The above-mentioned sensors are utilized in the academic literature. Due to some reasons (not reported in the literature but we believe are due to the lack of SL analysis), some signs are identical (similar shapes, orientations, bend, and finger angle) but in different positions are difficult to distinguish and not discussed in the literature (e.g., Baba/Father and Emak/Mother). Therefore, the position of the hand needs to be investigated. At first glance, IMU seems to be a good indicator when things are related to the arm direction or angle. However, this option requires complex processing and calibration per user or per use. Therefore, we propose using sensors that can measure the distance between the elbow and ground. Three sensors are proposed to measure this feature, namely, time of flight (TOF), ultrasonic sensor, and barometric sensor. Comparison among these sensors experimentally can help to distinguish identical signs.

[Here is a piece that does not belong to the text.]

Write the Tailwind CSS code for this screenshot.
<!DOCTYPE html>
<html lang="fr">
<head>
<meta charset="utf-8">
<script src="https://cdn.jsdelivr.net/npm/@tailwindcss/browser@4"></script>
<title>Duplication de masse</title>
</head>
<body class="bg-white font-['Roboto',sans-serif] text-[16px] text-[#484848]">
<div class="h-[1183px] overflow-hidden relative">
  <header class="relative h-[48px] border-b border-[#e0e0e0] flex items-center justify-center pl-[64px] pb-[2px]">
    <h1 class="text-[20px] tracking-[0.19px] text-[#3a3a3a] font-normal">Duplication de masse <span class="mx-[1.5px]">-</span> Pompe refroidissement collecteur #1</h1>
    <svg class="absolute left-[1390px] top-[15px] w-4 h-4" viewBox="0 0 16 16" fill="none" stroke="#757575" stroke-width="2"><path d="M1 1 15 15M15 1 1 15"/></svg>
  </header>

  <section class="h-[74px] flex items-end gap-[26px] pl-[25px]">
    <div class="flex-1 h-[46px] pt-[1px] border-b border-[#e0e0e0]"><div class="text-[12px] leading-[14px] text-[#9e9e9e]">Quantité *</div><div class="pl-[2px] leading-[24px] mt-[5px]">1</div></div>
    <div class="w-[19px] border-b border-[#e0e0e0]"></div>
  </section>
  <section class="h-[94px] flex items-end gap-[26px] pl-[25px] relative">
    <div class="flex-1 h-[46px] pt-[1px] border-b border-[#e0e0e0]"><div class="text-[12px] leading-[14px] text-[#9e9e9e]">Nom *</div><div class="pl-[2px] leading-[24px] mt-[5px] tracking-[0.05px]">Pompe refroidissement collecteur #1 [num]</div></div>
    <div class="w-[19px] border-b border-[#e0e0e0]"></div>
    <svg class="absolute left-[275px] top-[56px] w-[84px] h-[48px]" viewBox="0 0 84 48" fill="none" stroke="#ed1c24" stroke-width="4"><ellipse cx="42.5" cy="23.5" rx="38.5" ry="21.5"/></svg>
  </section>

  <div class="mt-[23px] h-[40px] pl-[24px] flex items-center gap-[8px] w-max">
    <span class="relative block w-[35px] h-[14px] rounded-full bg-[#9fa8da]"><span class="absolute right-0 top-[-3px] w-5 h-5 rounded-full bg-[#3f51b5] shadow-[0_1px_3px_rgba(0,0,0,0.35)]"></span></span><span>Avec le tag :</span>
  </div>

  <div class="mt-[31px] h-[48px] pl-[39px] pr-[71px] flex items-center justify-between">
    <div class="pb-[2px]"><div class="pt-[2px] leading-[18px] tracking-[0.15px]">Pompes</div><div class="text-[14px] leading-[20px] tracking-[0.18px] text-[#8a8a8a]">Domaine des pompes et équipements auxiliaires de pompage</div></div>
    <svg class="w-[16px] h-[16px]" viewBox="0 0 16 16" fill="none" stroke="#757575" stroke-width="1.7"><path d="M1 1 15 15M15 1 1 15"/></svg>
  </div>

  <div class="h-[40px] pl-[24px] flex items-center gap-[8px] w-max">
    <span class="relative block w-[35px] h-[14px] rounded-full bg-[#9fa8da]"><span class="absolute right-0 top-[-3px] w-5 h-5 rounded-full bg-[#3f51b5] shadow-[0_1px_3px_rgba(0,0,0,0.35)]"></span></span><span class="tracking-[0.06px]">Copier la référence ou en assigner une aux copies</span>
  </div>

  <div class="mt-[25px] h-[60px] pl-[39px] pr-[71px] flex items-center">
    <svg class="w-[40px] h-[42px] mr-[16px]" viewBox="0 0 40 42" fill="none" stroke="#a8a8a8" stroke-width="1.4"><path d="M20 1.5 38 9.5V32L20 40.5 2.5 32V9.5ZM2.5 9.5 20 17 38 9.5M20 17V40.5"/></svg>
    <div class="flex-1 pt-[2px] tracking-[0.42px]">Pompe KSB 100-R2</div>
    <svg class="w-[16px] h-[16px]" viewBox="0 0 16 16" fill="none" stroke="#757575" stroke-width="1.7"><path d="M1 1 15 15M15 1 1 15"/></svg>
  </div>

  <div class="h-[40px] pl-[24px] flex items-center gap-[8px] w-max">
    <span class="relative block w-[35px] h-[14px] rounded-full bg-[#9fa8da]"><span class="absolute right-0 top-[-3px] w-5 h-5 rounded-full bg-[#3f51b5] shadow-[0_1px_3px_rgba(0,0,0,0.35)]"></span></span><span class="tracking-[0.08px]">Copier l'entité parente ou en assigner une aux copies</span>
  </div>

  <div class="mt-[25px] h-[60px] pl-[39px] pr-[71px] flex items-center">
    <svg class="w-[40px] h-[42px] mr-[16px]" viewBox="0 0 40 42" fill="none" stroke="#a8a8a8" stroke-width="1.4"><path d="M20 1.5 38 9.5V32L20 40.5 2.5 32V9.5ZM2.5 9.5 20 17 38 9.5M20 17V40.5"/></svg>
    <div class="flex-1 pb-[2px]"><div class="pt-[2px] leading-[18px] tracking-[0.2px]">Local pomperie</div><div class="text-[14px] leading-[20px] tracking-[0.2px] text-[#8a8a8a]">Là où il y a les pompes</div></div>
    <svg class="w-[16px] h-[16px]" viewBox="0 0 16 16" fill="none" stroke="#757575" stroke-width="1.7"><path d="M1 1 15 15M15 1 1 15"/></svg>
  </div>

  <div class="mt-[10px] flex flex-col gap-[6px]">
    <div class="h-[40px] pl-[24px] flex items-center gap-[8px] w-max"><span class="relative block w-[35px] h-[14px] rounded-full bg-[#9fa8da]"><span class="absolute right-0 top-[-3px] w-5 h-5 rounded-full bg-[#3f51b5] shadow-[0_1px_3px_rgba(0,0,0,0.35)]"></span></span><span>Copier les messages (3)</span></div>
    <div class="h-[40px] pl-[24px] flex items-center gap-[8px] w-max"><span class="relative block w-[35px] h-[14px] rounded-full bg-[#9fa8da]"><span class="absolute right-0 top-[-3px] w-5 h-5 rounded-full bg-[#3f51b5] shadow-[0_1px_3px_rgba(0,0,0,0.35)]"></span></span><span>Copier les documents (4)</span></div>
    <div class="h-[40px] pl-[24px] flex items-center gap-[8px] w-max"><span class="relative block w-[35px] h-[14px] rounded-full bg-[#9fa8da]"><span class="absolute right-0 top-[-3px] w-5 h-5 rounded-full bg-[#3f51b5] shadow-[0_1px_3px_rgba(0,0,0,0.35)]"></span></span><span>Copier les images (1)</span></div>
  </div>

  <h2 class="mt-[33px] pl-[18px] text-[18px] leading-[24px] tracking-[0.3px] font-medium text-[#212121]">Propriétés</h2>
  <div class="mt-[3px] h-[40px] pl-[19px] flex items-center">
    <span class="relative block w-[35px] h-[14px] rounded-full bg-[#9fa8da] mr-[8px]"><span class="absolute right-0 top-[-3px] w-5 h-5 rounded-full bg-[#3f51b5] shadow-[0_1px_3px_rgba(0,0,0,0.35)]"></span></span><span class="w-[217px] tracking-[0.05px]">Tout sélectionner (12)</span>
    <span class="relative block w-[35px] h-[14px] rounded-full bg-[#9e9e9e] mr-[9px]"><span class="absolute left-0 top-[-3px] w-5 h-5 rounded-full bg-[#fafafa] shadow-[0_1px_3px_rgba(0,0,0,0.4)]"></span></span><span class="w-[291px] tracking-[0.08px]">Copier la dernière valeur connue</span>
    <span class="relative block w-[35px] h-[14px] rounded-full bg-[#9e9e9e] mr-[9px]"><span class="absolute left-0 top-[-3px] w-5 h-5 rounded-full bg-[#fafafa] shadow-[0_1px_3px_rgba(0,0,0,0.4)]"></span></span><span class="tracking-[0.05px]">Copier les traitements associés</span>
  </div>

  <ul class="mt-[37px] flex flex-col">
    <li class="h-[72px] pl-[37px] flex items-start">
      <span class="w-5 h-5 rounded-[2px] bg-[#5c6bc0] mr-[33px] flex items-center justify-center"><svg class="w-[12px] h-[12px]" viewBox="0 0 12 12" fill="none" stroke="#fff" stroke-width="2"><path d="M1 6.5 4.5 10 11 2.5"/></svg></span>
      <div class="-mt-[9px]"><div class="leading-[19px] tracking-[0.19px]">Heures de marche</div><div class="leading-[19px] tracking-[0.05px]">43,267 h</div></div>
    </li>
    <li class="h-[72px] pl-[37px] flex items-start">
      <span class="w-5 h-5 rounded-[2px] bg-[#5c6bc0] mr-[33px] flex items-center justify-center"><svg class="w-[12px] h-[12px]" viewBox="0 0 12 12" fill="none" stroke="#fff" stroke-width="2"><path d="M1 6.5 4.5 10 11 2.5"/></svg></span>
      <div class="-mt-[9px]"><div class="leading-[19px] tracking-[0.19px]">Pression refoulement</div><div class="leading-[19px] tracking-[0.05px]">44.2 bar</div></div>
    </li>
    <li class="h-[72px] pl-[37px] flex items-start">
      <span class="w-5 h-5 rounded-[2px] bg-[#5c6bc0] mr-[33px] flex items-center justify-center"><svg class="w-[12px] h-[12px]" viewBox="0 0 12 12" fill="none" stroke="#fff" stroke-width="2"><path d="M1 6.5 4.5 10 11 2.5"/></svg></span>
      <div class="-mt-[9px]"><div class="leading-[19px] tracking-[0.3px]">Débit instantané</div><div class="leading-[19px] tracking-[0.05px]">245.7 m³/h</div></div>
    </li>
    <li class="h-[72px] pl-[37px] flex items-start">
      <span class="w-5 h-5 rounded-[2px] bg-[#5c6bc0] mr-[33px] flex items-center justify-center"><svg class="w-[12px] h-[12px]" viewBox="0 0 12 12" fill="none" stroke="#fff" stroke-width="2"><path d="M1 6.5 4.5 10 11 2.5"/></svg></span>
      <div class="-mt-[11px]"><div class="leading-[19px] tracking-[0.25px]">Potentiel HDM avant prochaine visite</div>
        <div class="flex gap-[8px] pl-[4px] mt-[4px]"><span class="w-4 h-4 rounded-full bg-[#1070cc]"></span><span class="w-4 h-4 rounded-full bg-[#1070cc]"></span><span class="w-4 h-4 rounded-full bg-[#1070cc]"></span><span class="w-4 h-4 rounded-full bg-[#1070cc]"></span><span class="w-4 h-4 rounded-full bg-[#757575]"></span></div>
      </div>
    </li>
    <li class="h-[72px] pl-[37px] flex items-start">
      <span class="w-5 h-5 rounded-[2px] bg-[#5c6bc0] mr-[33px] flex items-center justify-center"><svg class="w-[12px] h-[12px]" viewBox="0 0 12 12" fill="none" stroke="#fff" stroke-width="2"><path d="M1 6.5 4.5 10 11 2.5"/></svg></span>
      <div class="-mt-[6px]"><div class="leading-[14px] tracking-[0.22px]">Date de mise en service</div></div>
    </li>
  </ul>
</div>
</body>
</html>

Based on sensor numbers, type, and position (finger bending and flexion, hand/wrist and finger orientations, abduction–adduction, and hand location), the newly designed glove can help to have a wider range of words in the classification module.

1. e)

   Microcontroller Selection

The microcontroller, which is similar to the system’s mind process the collected data from the sensors to recognize the gesture. Different kinds of microcontrollers are employed in recognition systems such as ATmega, MSP430G2553, ARM7, and ARM9. Furthermore, previous researchers have used Raspberry Pi, Arduino, and Odroid XU4 as an electronic platform. The Arduino is a common choice for SLR projects. Arduino boards are microcontrollers that execute written code as their firmware interprets it. The Arduino board is interfaced with sensors through analogue and digital ports. A microcontroller called Arduino Mega 2560 with 54 digital input/output pins, 16 analog inputs, 4 UARTs (hardware serial ports), and 16-bit ADC is used in the present study.

3.2.2.2 Output unit selection

The final stage of the recognition system is displaying what has been distinguished: either recognized gestures converted into a text or pronunciation of what has been signed or represented in the form of animation. One of the following devices is used to achieve the above: a personal computer, an LCD screen, a loudspeaker, or even a smartphone. In this study, the intercepted sign is displayed as text on the PC screen using the Arduino serial monitor.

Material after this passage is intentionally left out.